• _WHAT THE EXERCISE ASKS_:
Copy each line below exactly and leave the pictures out.

Interface markup and scripts
______
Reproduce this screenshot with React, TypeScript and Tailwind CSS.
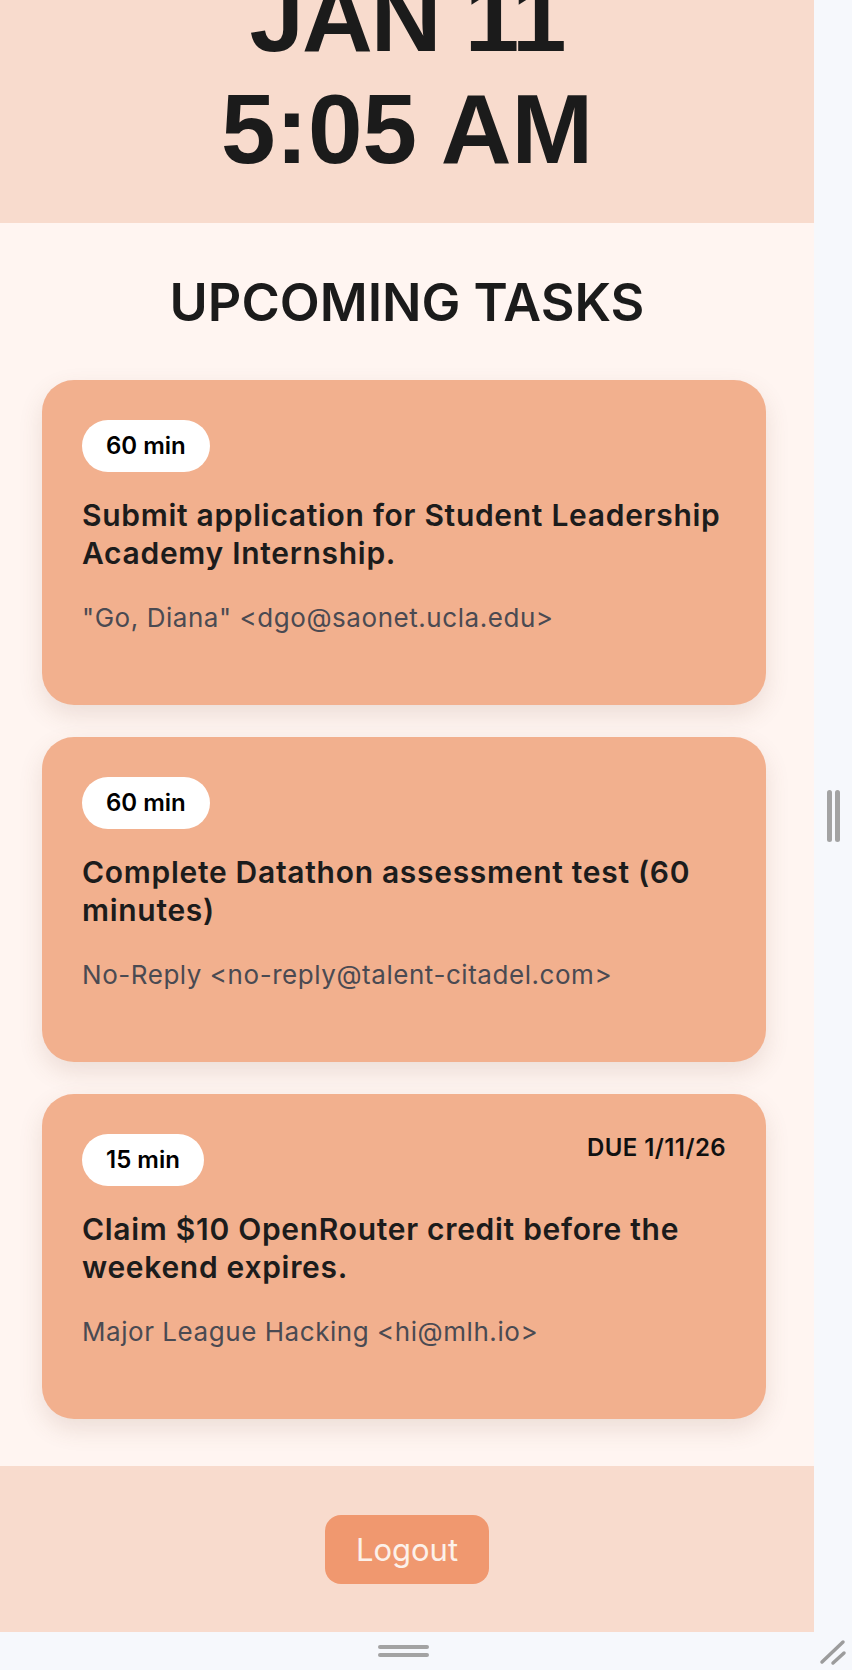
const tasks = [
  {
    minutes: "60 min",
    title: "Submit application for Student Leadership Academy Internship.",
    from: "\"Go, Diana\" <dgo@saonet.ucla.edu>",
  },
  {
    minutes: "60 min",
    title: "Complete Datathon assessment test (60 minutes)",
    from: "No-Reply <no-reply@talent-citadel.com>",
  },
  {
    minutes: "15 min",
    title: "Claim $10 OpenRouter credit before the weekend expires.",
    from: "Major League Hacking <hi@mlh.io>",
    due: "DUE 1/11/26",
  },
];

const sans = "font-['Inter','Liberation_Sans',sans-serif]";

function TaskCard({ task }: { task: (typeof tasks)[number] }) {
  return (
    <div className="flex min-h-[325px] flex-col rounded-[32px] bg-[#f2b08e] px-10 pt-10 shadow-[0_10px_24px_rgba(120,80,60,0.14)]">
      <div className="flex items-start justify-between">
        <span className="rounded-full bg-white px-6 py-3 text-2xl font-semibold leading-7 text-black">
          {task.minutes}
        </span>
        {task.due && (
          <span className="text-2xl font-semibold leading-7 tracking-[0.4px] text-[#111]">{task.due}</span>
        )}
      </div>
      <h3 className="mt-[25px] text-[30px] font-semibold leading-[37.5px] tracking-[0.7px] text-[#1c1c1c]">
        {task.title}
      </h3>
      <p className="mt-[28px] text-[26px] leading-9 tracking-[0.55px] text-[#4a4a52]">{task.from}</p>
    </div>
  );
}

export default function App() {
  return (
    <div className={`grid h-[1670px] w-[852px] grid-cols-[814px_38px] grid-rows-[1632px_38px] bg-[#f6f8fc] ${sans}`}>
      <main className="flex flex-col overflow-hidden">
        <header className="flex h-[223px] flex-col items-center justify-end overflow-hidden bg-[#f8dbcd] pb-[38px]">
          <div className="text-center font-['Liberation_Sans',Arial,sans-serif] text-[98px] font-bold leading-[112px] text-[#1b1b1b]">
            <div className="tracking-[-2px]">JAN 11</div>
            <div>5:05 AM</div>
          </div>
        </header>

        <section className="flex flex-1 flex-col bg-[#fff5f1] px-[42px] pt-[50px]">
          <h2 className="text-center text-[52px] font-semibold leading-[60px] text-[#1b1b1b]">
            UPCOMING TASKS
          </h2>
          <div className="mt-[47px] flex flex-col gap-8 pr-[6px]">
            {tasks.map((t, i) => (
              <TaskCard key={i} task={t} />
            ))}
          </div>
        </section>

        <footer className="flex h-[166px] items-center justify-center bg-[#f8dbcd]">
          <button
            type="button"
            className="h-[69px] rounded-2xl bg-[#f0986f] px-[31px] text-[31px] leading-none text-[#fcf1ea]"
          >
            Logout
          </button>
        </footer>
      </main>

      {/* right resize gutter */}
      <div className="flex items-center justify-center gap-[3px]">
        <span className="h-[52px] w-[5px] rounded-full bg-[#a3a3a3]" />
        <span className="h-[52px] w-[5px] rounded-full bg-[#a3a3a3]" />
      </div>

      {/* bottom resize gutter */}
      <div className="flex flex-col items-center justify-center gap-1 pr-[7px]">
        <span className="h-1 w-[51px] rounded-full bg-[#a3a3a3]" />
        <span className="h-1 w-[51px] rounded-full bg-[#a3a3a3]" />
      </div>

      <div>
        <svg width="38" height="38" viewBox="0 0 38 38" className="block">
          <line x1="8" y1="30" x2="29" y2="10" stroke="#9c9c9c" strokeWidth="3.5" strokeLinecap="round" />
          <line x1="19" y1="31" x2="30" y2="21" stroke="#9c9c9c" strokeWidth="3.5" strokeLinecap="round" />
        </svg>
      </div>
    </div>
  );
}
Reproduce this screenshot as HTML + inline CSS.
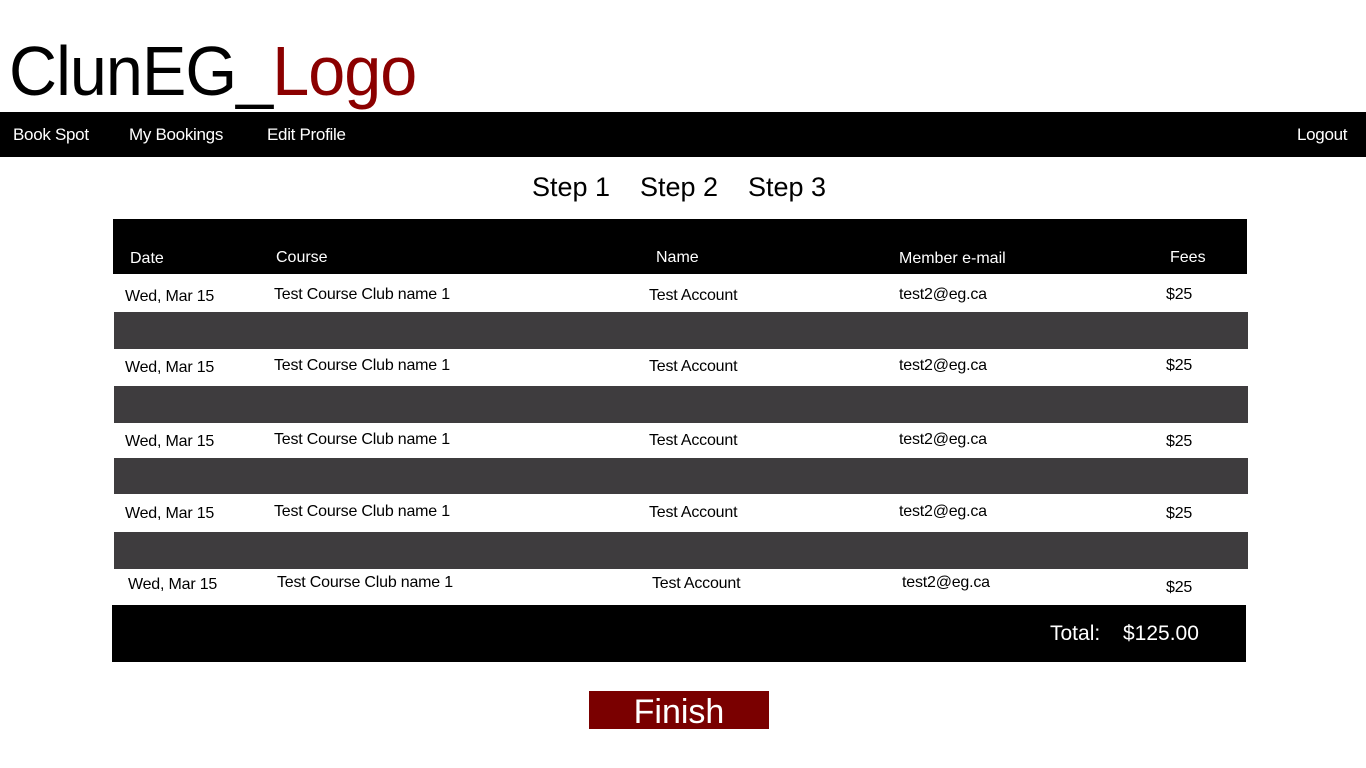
______
• _RESULT FOR THIS EXERCISE_:
Reproduce this screenshot with React, TypeScript and Tailwind CSS.
const tasks = [
  {
    minutes: "60 min",
    title: "Submit application for Student Leadership Academy Internship.",
    from: "\"Go, Diana\" <dgo@saonet.ucla.edu>",
  },
  {
    minutes: "60 min",
    title: "Complete Datathon assessment test (60 minutes)",
    from: "No-Reply <no-reply@talent-citadel.com>",
  },
  {
    minutes: "15 min",
    title: "Claim $10 OpenRouter credit before the weekend expires.",
    from: "Major League Hacking <hi@mlh.io>",
    due: "DUE 1/11/26",
  },
];

const sans = "font-['Inter','Liberation_Sans',sans-serif]";

function TaskCard({ task }: { task: (typeof tasks)[number] }) {
  return (
    <div className="flex min-h-[325px] flex-col rounded-[32px] bg-[#f2b08e] px-10 pt-10 shadow-[0_10px_24px_rgba(120,80,60,0.14)]">
      <div className="flex items-start justify-between">
        <span className="rounded-full bg-white px-6 py-3 text-2xl font-semibold leading-7 text-black">
          {task.minutes}
        </span>
        {task.due && (
          <span className="text-2xl font-semibold leading-7 tracking-[0.4px] text-[#111]">{task.due}</span>
        )}
      </div>
      <h3 className="mt-[25px] text-[30px] font-semibold leading-[37.5px] tracking-[0.7px] text-[#1c1c1c]">
        {task.title}
      </h3>
      <p className="mt-[28px] text-[26px] leading-9 tracking-[0.55px] text-[#4a4a52]">{task.from}</p>
    </div>
  );
}

export default function App() {
  return (
    <div className={`grid h-[1670px] w-[852px] grid-cols-[814px_38px] grid-rows-[1632px_38px] bg-[#f6f8fc] ${sans}`}>
      <main className="flex flex-col overflow-hidden">
        <header className="flex h-[223px] flex-col items-center justify-end overflow-hidden bg-[#f8dbcd] pb-[38px]">
          <div className="text-center font-['Liberation_Sans',Arial,sans-serif] text-[98px] font-bold leading-[112px] text-[#1b1b1b]">
            <div className="tracking-[-2px]">JAN 11</div>
            <div>5:05 AM</div>
          </div>
        </header>

        <section className="flex flex-1 flex-col bg-[#fff5f1] px-[42px] pt-[50px]">
          <h2 className="text-center text-[52px] font-semibold leading-[60px] text-[#1b1b1b]">
            UPCOMING TASKS
          </h2>
          <div className="mt-[47px] flex flex-col gap-8 pr-[6px]">
            {tasks.map((t, i) => (
              <TaskCard key={i} task={t} />
            ))}
          </div>
        </section>

        <footer className="flex h-[166px] items-center justify-center bg-[#f8dbcd]">
          <button
            type="button"
            className="h-[69px] rounded-2xl bg-[#f0986f] px-[31px] text-[31px] leading-none text-[#fcf1ea]"
          >
            Logout
          </button>
        </footer>
      </main>

      {/* right resize gutter */}
      <div className="flex items-center justify-center gap-[3px]">
        <span className="h-[52px] w-[5px] rounded-full bg-[#a3a3a3]" />
        <span className="h-[52px] w-[5px] rounded-full bg-[#a3a3a3]" />
      </div>

      {/* bottom resize gutter */}
      <div className="flex flex-col items-center justify-center gap-1 pr-[7px]">
        <span className="h-1 w-[51px] rounded-full bg-[#a3a3a3]" />
        <span className="h-1 w-[51px] rounded-full bg-[#a3a3a3]" />
      </div>

      <div>
        <svg width="38" height="38" viewBox="0 0 38 38" className="block">
          <line x1="8" y1="30" x2="29" y2="10" stroke="#9c9c9c" strokeWidth="3.5" strokeLinecap="round" />
          <line x1="19" y1="31" x2="30" y2="21" stroke="#9c9c9c" strokeWidth="3.5" strokeLinecap="round" />
        </svg>
      </div>
    </div>
  );
}
Reproduce this screenshot as HTML + inline CSS.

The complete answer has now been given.